Lotus by De Beers has been part of the house since 2009, but the latest push gives the design a cleaner, more everyday register. The motif still draws from the lotus plant and the wetlands of Southern Africa, especially Botswana’s Okavango Delta, yet De Beers now describes it as a modern symbol of quiet strength and inner resilience. In rings, earrings and pendants, the shape is rendered in white and rose gold, with a central round brilliant diamond anchoring each bloom. The result is less ornate than high-jewelry maximalism, but more enduring than trend-driven minimalism; it is jewelry meant to be worn, not saved.

That distinction matters in a market where quiet luxury is being translated into practical value. The Natural Diamond Council’s 2025 report also said specialty-jeweler natural diamond sales rose 2.1% and the average price of natural diamond jewelry rose 10%, evidence that buyers are still willing to pay for pieces that feel substantial without being loud. Lotus fits that mood especially well because its silhouettes are slender enough to stack, but still carry the recognizability of De Beers’ signature diamond setting and the precision of hand-setting.

The refresh also sits inside a broader brand reset. De Beers Jewellers rebranded as De Beers London in 2025, emphasizing its London identity alongside African roots, and the company paired that move with the 2025 Portraits of True Brilliance campaign starring Adwoa Aboah. A Paris flagship at 12 rue de la Paix has since become part of the same luxury push, placing the brand in one of high jewelry’s most storied districts.

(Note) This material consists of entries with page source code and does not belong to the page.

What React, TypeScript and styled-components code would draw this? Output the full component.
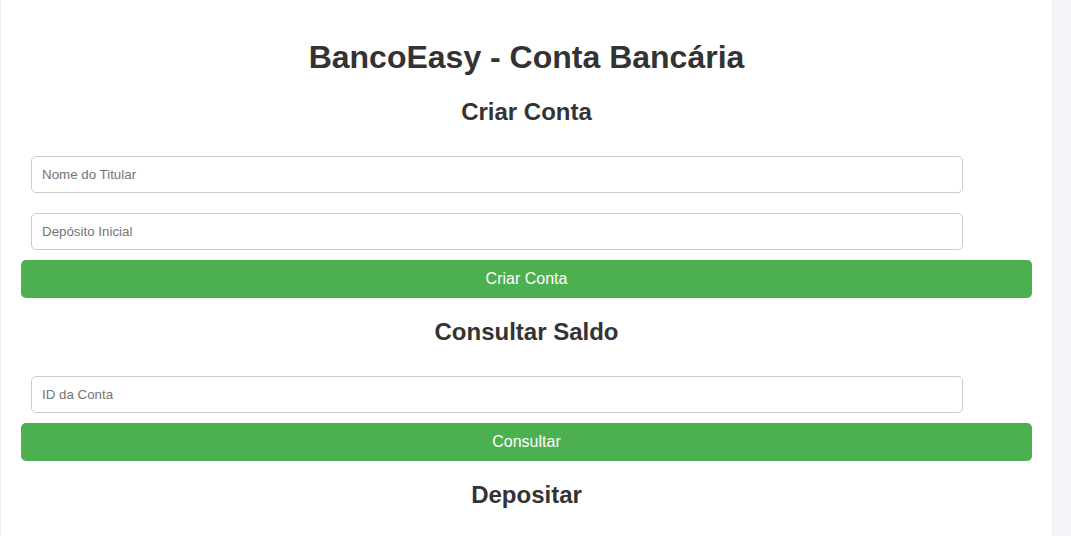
import React from 'react'
import styled, { createGlobalStyle } from 'styled-components'

const GlobalStyle = createGlobalStyle`
    html, body {
        margin: 0;
        padding: 0;
        background-color: #f4f4f9;
        font-family: "Liberation Sans", Arial, sans-serif;
        color: #333;
    }
`

type FieldType = {
    placeholder: string,
    type?: string,
}

type SectionPropsType = {
    title: string,
    fields: FieldType[],
    action: string,
}

const sections: SectionPropsType[] = [
    {
        title: 'Criar Conta',
        fields: [
            { placeholder: 'Nome do Titular' },
            { placeholder: 'Depósito Inicial', type: 'number' },
        ],
        action: 'Criar Conta',
    },
    {
        title: 'Consultar Saldo',
        fields: [{ placeholder: 'ID da Conta', type: 'number' }],
        action: 'Consultar',
    },
    {
        title: 'Depositar',
        fields: [
            { placeholder: 'ID da Conta', type: 'number' },
            { placeholder: 'Valor do Depósito', type: 'number' },
        ],
        action: 'Depositar',
    },
    {
        title: 'Sacar',
        fields: [
            { placeholder: 'ID da Conta', type: 'number' },
            { placeholder: 'Valor do Saque', type: 'number' },
        ],
        action: 'Sacar',
    },
]

const Section = (props: SectionPropsType) => {
    return (
        <>
            <SectionTitle>{props.title}</SectionTitle>
            <Form onSubmit={(e) => e.preventDefault()}>
                {props.fields.map((f, i) => (
                    <Input key={i} type={f.type || 'text'} placeholder={f.placeholder} />
                ))}
                <Button type="submit">{props.action}</Button>
            </Form>
        </>
    )
}

export default function App() {
    return (
        <>
            <GlobalStyle />
            <Container>
                <Title>BancoEasy - Conta Bancária</Title>
                {sections.map((s) => (
                    <Section key={s.title} {...s} />
                ))}
            </Container>
        </>
    )
}

const Container = styled.div`
    box-sizing: border-box;
    width: 1051px;
    margin-left: 1px;
    padding: 18px 20px 20px;
    background-color: #fff;
    box-shadow: 0 0 2px rgba(0, 0, 0, 0.08);
`

const Title = styled.h1`
    margin: 21.44px 0;
    font-size: 32px;
    font-weight: bold;
    text-align: center;
    color: #333;
`

const SectionTitle = styled.h2`
    margin: 19.92px 0;
    font-size: 24px;
    font-weight: bold;
    text-align: center;
    color: #333;
`

const Form = styled.form`
    display: flex;
    flex-direction: column;
`

const Input = styled.input`
    align-self: flex-start;
    width: 90%;
    margin: 10px;
    padding: 10px;
    border: 1px solid #ccc;
    border-radius: 5px;
    font-family: "Liberation Sans", Arial, sans-serif;
    font-size: 13.333px;
    color: #333;
    background: #fff;
    outline: none;

    &::placeholder {
        color: #757575;
    }

    &::-webkit-inner-spin-button,
    &::-webkit-outer-spin-button {
        -webkit-appearance: none;
        margin: 0;
    }
`

const Button = styled.button`
    width: 100%;
    padding: 10px;
    border: none;
    border-radius: 5px;
    background-color: #4caf50;
    color: #fff;
    font-family: "Liberation Sans", Arial, sans-serif;
    font-size: 16px;
    cursor: pointer;
`
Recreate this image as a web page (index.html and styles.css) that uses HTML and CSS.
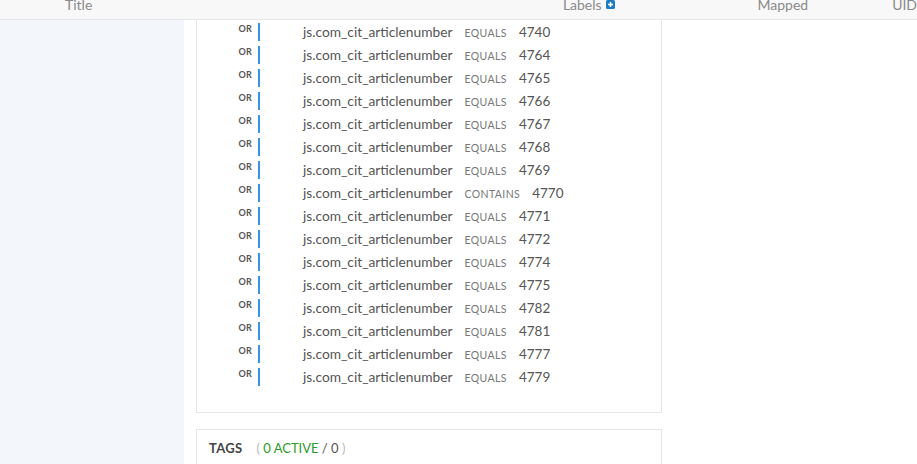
FILE: index.html
```html
<!DOCTYPE html>
<html>
<head>
<meta charset="utf-8">
<link rel="stylesheet" href="styles.css">
</head>
<body>
<div class="header">
  <div class="h-title">Title</div>
  <div class="h-labels">Labels <span class="plus"><svg width="9" height="9" viewBox="0 0 9 9"><rect width="9" height="9" rx="1.5" fill="#1d7bc4"/><path d="M4.5 2v5M2 4.5h5" stroke="#fff" stroke-width="1.6"/></svg></span></div>
  <div class="h-mapped">Mapped</div>
  <div class="h-uid">UID</div>
</div>
<div class="body">
  <div class="sidebar"></div>
  <div class="main">
    <div class="card rules">
      <div class="row"><span class="or">OR</span><span class="bar"></span><span class="field">js.com_cit_articlenumber</span><span class="op">EQUALS</span><span class="val">4740</span></div>
      <div class="row"><span class="or">OR</span><span class="bar"></span><span class="field">js.com_cit_articlenumber</span><span class="op">EQUALS</span><span class="val">4764</span></div>
      <div class="row"><span class="or">OR</span><span class="bar"></span><span class="field">js.com_cit_articlenumber</span><span class="op">EQUALS</span><span class="val">4765</span></div>
      <div class="row"><span class="or">OR</span><span class="bar"></span><span class="field">js.com_cit_articlenumber</span><span class="op">EQUALS</span><span class="val">4766</span></div>
      <div class="row"><span class="or">OR</span><span class="bar"></span><span class="field">js.com_cit_articlenumber</span><span class="op">EQUALS</span><span class="val">4767</span></div>
      <div class="row"><span class="or">OR</span><span class="bar"></span><span class="field">js.com_cit_articlenumber</span><span class="op">EQUALS</span><span class="val">4768</span></div>
      <div class="row"><span class="or">OR</span><span class="bar"></span><span class="field">js.com_cit_articlenumber</span><span class="op">EQUALS</span><span class="val">4769</span></div>
      <div class="row"><span class="or">OR</span><span class="bar"></span><span class="field">js.com_cit_articlenumber</span><span class="op">CONTAINS</span><span class="val">4770</span></div>
      <div class="row"><span class="or">OR</span><span class="bar"></span><span class="field">js.com_cit_articlenumber</span><span class="op">EQUALS</span><span class="val">4771</span></div>
      <div class="row"><span class="or">OR</span><span class="bar"></span><span class="field">js.com_cit_articlenumber</span><span class="op">EQUALS</span><span class="val">4772</span></div>
      <div class="row"><span class="or">OR</span><span class="bar"></span><span class="field">js.com_cit_articlenumber</span><span class="op">EQUALS</span><span class="val">4774</span></div>
      <div class="row"><span class="or">OR</span><span class="bar"></span><span class="field">js.com_cit_articlenumber</span><span class="op">EQUALS</span><span class="val">4775</span></div>
      <div class="row"><span class="or">OR</span><span class="bar"></span><span class="field">js.com_cit_articlenumber</span><span class="op">EQUALS</span><span class="val">4782</span></div>
      <div class="row"><span class="or">OR</span><span class="bar"></span><span class="field">js.com_cit_articlenumber</span><span class="op">EQUALS</span><span class="val">4781</span></div>
      <div class="row"><span class="or">OR</span><span class="bar"></span><span class="field">js.com_cit_articlenumber</span><span class="op">EQUALS</span><span class="val">4777</span></div>
      <div class="row"><span class="or">OR</span><span class="bar"></span><span class="field">js.com_cit_articlenumber</span><span class="op">EQUALS</span><span class="val">4779</span></div>
    </div>
    <div class="card tags">
      <span class="tags-title">TAGS</span>
      <span class="tags-count"><span class="paren">(</span> <span class="active">0 ACTIVE</span> / 0 <span class="paren">)</span></span>
    </div>
  </div>
</div>
</body>
</html>
```
FILE: styles.css
```css
* { box-sizing: border-box; }
html, body { margin: 0; padding: 0; height: 100%; overflow: hidden; background: #fff; }
body { font-family: Lato, "Open Sans", sans-serif; color: #555; }

.header {
  height: 20px;
  background: #f8f8f8;
  border-bottom: 1px solid #e6e6e6;
  display: flex;
  align-items: center;
  font-size: 14px;
  color: #8a8a8a;
  line-height: 1;
  padding-bottom: 10px;
  white-space: nowrap;
  overflow: hidden;
}
.h-title { margin-left: 65px; width: 499px; }
.h-labels { width: 195px; display: flex; align-items: center; gap: 4px; }
.plus { display: inline-flex; margin-top: -1px; }
.plus svg { display: block; }
.h-mapped { width: 135px; }

.body { display: flex; height: calc(100% - 20px); }
.sidebar { width: 184px; background: #f3f6fb; flex: none; }
.main { padding-left: 12px; width: 478px; }

.card { border: 1px solid #e6e6e6; background: #fff; }
.rules { border-top: none; padding: 2px 0 26px 0; height: 393px; }

.row {
  display: flex;
  align-items: flex-start;
  height: 23px;
}
.or {
  width: 55px;
  text-align: right;
  font-size: 9px;
  font-weight: 700;
  color: #555;
  padding-top: 1px;
  letter-spacing: 0.2px;
}
.bar {
  width: 2px;
  height: 18px;
  background: #3a92e6;
  margin-left: 6px;
  margin-top: 1px;
}
.field {
  margin-left: 43px;
  font-size: 13.75px;
  color: #555;
  line-height: 18px;
  padding-top: 1px;
}
.op {
  margin-left: 12px;
  font-size: 10.5px;
  color: #777;
  letter-spacing: 0.4px;
  line-height: 18px;
  padding-top: 2px;
}
.val {
  margin-left: 12px;
  font-size: 13.5px;
  color: #555;
  line-height: 18px;
  padding-top: 1px;
}

.tags { margin-top: 16px; height: 35px; border-bottom: none; padding: 10px 12px; display: flex; align-items: baseline; }
.tags-title { font-size: 13px; font-weight: 700; color: #444; letter-spacing: 0.3px; }
.tags-count { margin-left: 14px; font-size: 13px; color: #555; }
.paren { color: #bbb; }
.active { color: #2c9a2c; }
```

De Beers Group, established in 1888, says it remains the world’s largest diamond producer by value, with mining operations in Botswana, Canada, Namibia and South Africa. That scale gives the Lotus refresh a larger significance than a simple design tweak: it is a signal that the next era of fine jewelry is being written in slimmer lines, quieter confidence and pieces designed for daily use.